Rows from a dataset
------------------------

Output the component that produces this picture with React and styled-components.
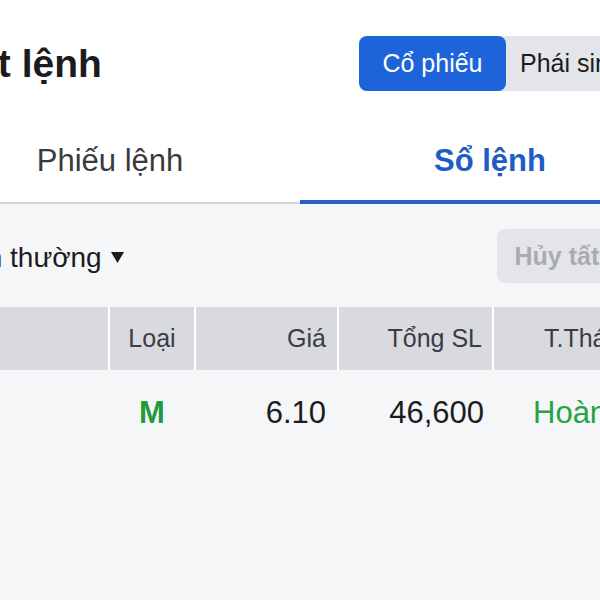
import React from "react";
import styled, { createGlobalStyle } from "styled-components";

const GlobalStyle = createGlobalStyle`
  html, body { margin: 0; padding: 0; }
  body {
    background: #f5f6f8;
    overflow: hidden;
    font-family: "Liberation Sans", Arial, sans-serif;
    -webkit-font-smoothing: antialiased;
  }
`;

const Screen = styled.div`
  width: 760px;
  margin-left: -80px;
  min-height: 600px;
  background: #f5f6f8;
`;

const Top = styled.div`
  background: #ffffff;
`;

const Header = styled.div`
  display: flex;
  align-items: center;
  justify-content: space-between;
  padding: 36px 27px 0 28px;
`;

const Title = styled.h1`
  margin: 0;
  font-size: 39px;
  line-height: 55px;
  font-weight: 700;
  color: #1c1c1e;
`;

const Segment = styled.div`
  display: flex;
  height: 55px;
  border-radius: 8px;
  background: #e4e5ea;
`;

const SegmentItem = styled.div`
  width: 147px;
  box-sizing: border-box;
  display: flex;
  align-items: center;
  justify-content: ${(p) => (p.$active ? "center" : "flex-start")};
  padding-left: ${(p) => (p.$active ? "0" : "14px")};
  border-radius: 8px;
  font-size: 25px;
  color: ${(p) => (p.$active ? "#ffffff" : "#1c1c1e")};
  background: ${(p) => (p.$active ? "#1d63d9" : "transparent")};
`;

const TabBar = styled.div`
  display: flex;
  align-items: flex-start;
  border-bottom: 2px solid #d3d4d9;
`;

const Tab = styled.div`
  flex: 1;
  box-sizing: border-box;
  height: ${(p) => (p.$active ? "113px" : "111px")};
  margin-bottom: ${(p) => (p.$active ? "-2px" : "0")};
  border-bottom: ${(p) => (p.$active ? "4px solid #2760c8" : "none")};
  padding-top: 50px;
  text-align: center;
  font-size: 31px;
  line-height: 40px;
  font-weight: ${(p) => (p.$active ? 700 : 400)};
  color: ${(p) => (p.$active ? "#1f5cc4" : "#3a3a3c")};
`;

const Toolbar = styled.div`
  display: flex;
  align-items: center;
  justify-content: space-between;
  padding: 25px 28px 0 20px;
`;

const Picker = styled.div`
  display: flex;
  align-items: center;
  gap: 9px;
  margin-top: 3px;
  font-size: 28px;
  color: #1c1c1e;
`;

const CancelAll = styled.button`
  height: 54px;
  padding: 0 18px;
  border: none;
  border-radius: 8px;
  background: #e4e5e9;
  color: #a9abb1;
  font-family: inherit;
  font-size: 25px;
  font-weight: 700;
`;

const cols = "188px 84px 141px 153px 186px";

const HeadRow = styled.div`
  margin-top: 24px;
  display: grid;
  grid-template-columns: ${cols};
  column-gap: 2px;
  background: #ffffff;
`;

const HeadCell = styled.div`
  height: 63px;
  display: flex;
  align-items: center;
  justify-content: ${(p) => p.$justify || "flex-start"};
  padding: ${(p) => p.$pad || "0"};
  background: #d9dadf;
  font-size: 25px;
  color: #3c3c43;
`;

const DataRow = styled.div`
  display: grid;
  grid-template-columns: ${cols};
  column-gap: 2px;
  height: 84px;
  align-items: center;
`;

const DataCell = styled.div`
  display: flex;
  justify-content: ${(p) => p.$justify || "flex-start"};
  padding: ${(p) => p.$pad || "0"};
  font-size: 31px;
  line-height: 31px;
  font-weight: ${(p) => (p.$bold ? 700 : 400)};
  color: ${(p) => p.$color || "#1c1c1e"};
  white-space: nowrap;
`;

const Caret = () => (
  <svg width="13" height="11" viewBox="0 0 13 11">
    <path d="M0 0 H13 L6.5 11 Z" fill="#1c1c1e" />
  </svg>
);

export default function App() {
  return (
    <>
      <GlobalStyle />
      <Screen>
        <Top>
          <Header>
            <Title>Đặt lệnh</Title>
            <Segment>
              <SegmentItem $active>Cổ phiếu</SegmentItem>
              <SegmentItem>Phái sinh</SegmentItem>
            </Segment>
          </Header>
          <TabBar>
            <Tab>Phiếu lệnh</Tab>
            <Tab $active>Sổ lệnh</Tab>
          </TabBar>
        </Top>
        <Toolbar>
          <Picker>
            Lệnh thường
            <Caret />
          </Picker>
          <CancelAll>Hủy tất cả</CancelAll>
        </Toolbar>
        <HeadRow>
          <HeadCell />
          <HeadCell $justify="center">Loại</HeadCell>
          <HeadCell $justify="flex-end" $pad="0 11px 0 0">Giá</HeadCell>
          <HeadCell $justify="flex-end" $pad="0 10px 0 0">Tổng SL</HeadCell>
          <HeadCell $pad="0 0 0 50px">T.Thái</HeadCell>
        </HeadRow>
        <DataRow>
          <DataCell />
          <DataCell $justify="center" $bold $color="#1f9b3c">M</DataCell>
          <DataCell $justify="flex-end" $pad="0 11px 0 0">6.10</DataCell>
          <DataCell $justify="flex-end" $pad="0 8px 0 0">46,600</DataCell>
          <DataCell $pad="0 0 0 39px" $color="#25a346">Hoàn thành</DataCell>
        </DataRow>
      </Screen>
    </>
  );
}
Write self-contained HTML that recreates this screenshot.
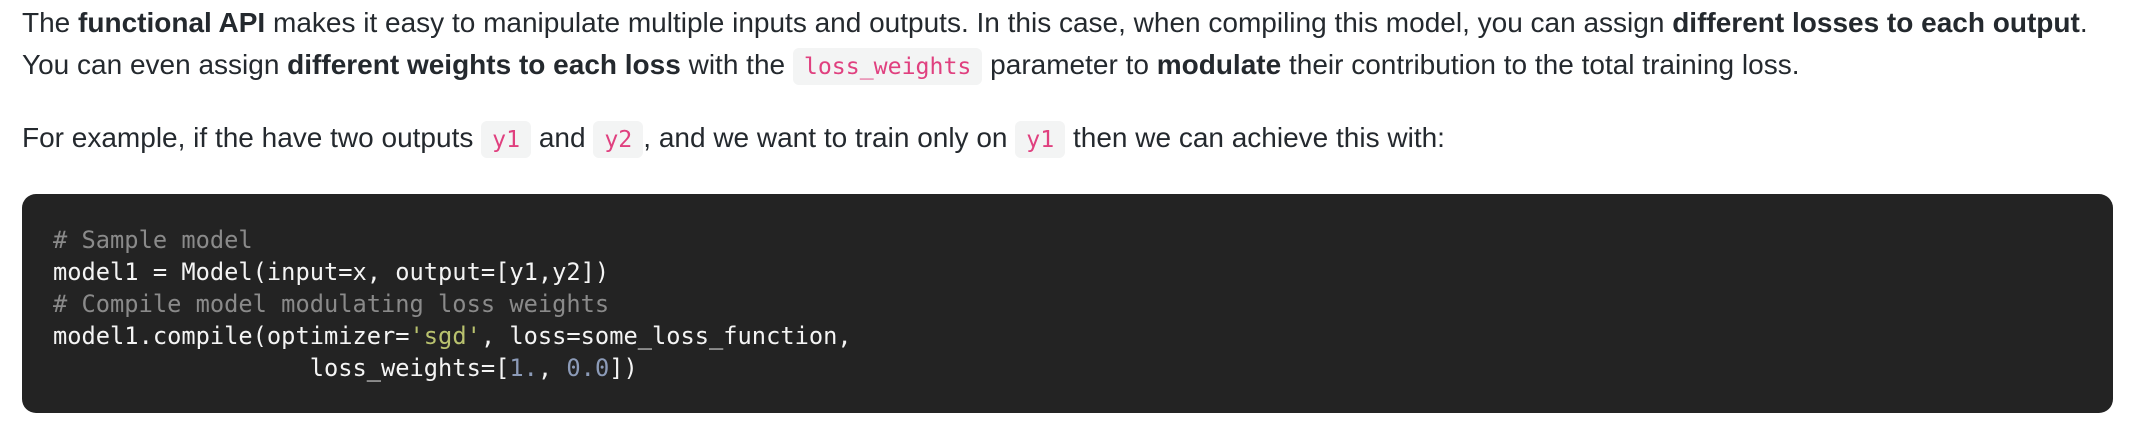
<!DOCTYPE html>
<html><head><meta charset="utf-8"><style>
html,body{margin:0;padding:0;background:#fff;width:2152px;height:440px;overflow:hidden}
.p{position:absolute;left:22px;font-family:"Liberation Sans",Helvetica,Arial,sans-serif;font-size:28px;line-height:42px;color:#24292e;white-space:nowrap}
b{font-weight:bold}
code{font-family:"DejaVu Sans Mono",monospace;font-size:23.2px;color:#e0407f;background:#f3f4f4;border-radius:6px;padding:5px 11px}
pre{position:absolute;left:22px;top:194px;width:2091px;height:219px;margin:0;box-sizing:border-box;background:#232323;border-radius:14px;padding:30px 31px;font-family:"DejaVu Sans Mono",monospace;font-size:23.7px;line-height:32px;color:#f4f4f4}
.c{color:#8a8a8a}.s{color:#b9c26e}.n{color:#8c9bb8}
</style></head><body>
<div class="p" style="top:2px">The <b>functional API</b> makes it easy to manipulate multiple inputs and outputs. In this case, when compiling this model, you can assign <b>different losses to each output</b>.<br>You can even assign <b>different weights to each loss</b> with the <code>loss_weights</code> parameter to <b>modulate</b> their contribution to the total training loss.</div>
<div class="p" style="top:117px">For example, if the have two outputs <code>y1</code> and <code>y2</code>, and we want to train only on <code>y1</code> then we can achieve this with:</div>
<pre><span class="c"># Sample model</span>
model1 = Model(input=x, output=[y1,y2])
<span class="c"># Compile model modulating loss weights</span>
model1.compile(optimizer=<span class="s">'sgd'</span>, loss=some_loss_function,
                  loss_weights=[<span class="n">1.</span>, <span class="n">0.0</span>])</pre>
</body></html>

------------------------

▸ SHORT EXERCISE:
Without the pictures, repeat all the records word for word.

▸ COMPLETED EXERCISE:
Output the component that produces this picture with React and styled-components.
import React from "react";
import styled, { createGlobalStyle } from "styled-components";

const GlobalStyle = createGlobalStyle`
  html, body { margin: 0; padding: 0; }
  body {
    background: #f5f6f8;
    overflow: hidden;
    font-family: "Liberation Sans", Arial, sans-serif;
    -webkit-font-smoothing: antialiased;
  }
`;

const Screen = styled.div`
  width: 760px;
  margin-left: -80px;
  min-height: 600px;
  background: #f5f6f8;
`;

const Top = styled.div`
  background: #ffffff;
`;

const Header = styled.div`
  display: flex;
  align-items: center;
  justify-content: space-between;
  padding: 36px 27px 0 28px;
`;

const Title = styled.h1`
  margin: 0;
  font-size: 39px;
  line-height: 55px;
  font-weight: 700;
  color: #1c1c1e;
`;

const Segment = styled.div`
  display: flex;
  height: 55px;
  border-radius: 8px;
  background: #e4e5ea;
`;

const SegmentItem = styled.div`
  width: 147px;
  box-sizing: border-box;
  display: flex;
  align-items: center;
  justify-content: ${(p) => (p.$active ? "center" : "flex-start")};
  padding-left: ${(p) => (p.$active ? "0" : "14px")};
  border-radius: 8px;
  font-size: 25px;
  color: ${(p) => (p.$active ? "#ffffff" : "#1c1c1e")};
  background: ${(p) => (p.$active ? "#1d63d9" : "transparent")};
`;

const TabBar = styled.div`
  display: flex;
  align-items: flex-start;
  border-bottom: 2px solid #d3d4d9;
`;

const Tab = styled.div`
  flex: 1;
  box-sizing: border-box;
  height: ${(p) => (p.$active ? "113px" : "111px")};
  margin-bottom: ${(p) => (p.$active ? "-2px" : "0")};
  border-bottom: ${(p) => (p.$active ? "4px solid #2760c8" : "none")};
  padding-top: 50px;
  text-align: center;
  font-size: 31px;
  line-height: 40px;
  font-weight: ${(p) => (p.$active ? 700 : 400)};
  color: ${(p) => (p.$active ? "#1f5cc4" : "#3a3a3c")};
`;

const Toolbar = styled.div`
  display: flex;
  align-items: center;
  justify-content: space-between;
  padding: 25px 28px 0 20px;
`;

const Picker = styled.div`
  display: flex;
  align-items: center;
  gap: 9px;
  margin-top: 3px;
  font-size: 28px;
  color: #1c1c1e;
`;

const CancelAll = styled.button`
  height: 54px;
  padding: 0 18px;
  border: none;
  border-radius: 8px;
  background: #e4e5e9;
  color: #a9abb1;
  font-family: inherit;
  font-size: 25px;
  font-weight: 700;
`;

const cols = "188px 84px 141px 153px 186px";

const HeadRow = styled.div`
  margin-top: 24px;
  display: grid;
  grid-template-columns: ${cols};
  column-gap: 2px;
  background: #ffffff;
`;

const HeadCell = styled.div`
  height: 63px;
  display: flex;
  align-items: center;
  justify-content: ${(p) => p.$justify || "flex-start"};
  padding: ${(p) => p.$pad || "0"};
  background: #d9dadf;
  font-size: 25px;
  color: #3c3c43;
`;

const DataRow = styled.div`
  display: grid;
  grid-template-columns: ${cols};
  column-gap: 2px;
  height: 84px;
  align-items: center;
`;

const DataCell = styled.div`
  display: flex;
  justify-content: ${(p) => p.$justify || "flex-start"};
  padding: ${(p) => p.$pad || "0"};
  font-size: 31px;
  line-height: 31px;
  font-weight: ${(p) => (p.$bold ? 700 : 400)};
  color: ${(p) => p.$color || "#1c1c1e"};
  white-space: nowrap;
`;

const Caret = () => (
  <svg width="13" height="11" viewBox="0 0 13 11">
    <path d="M0 0 H13 L6.5 11 Z" fill="#1c1c1e" />
  </svg>
);

export default function App() {
  return (
    <>
      <GlobalStyle />
      <Screen>
        <Top>
          <Header>
            <Title>Đặt lệnh</Title>
            <Segment>
              <SegmentItem $active>Cổ phiếu</SegmentItem>
              <SegmentItem>Phái sinh</SegmentItem>
            </Segment>
          </Header>
          <TabBar>
            <Tab>Phiếu lệnh</Tab>
            <Tab $active>Sổ lệnh</Tab>
          </TabBar>
        </Top>
        <Toolbar>
          <Picker>
            Lệnh thường
            <Caret />
          </Picker>
          <CancelAll>Hủy tất cả</CancelAll>
        </Toolbar>
        <HeadRow>
          <HeadCell />
          <HeadCell $justify="center">Loại</HeadCell>
          <HeadCell $justify="flex-end" $pad="0 11px 0 0">Giá</HeadCell>
          <HeadCell $justify="flex-end" $pad="0 10px 0 0">Tổng SL</HeadCell>
          <HeadCell $pad="0 0 0 50px">T.Thái</HeadCell>
        </HeadRow>
        <DataRow>
          <DataCell />
          <DataCell $justify="center" $bold $color="#1f9b3c">M</DataCell>
          <DataCell $justify="flex-end" $pad="0 11px 0 0">6.10</DataCell>
          <DataCell $justify="flex-end" $pad="0 8px 0 0">46,600</DataCell>
          <DataCell $pad="0 0 0 39px" $color="#25a346">Hoàn thành</DataCell>
        </DataRow>
      </Screen>
    </>
  );
}
Write self-contained HTML that recreates this screenshot.
<!DOCTYPE html>
<html><head><meta charset="utf-8"><style>
html,body{margin:0;padding:0;background:#fff;width:2152px;height:440px;overflow:hidden}
.p{position:absolute;left:22px;font-family:"Liberation Sans",Helvetica,Arial,sans-serif;font-size:28px;line-height:42px;color:#24292e;white-space:nowrap}
b{font-weight:bold}
code{font-family:"DejaVu Sans Mono",monospace;font-size:23.2px;color:#e0407f;background:#f3f4f4;border-radius:6px;padding:5px 11px}
pre{position:absolute;left:22px;top:194px;width:2091px;height:219px;margin:0;box-sizing:border-box;background:#232323;border-radius:14px;padding:30px 31px;font-family:"DejaVu Sans Mono",monospace;font-size:23.7px;line-height:32px;color:#f4f4f4}
.c{color:#8a8a8a}.s{color:#b9c26e}.n{color:#8c9bb8}
</style></head><body>
<div class="p" style="top:2px">The <b>functional API</b> makes it easy to manipulate multiple inputs and outputs. In this case, when compiling this model, you can assign <b>different losses to each output</b>.<br>You can even assign <b>different weights to each loss</b> with the <code>loss_weights</code> parameter to <b>modulate</b> their contribution to the total training loss.</div>
<div class="p" style="top:117px">For example, if the have two outputs <code>y1</code> and <code>y2</code>, and we want to train only on <code>y1</code> then we can achieve this with:</div>
<pre><span class="c"># Sample model</span>
model1 = Model(input=x, output=[y1,y2])
<span class="c"># Compile model modulating loss weights</span>
model1.compile(optimizer=<span class="s">'sgd'</span>, loss=some_loss_function,
                  loss_weights=[<span class="n">1.</span>, <span class="n">0.0</span>])</pre>
</body></html>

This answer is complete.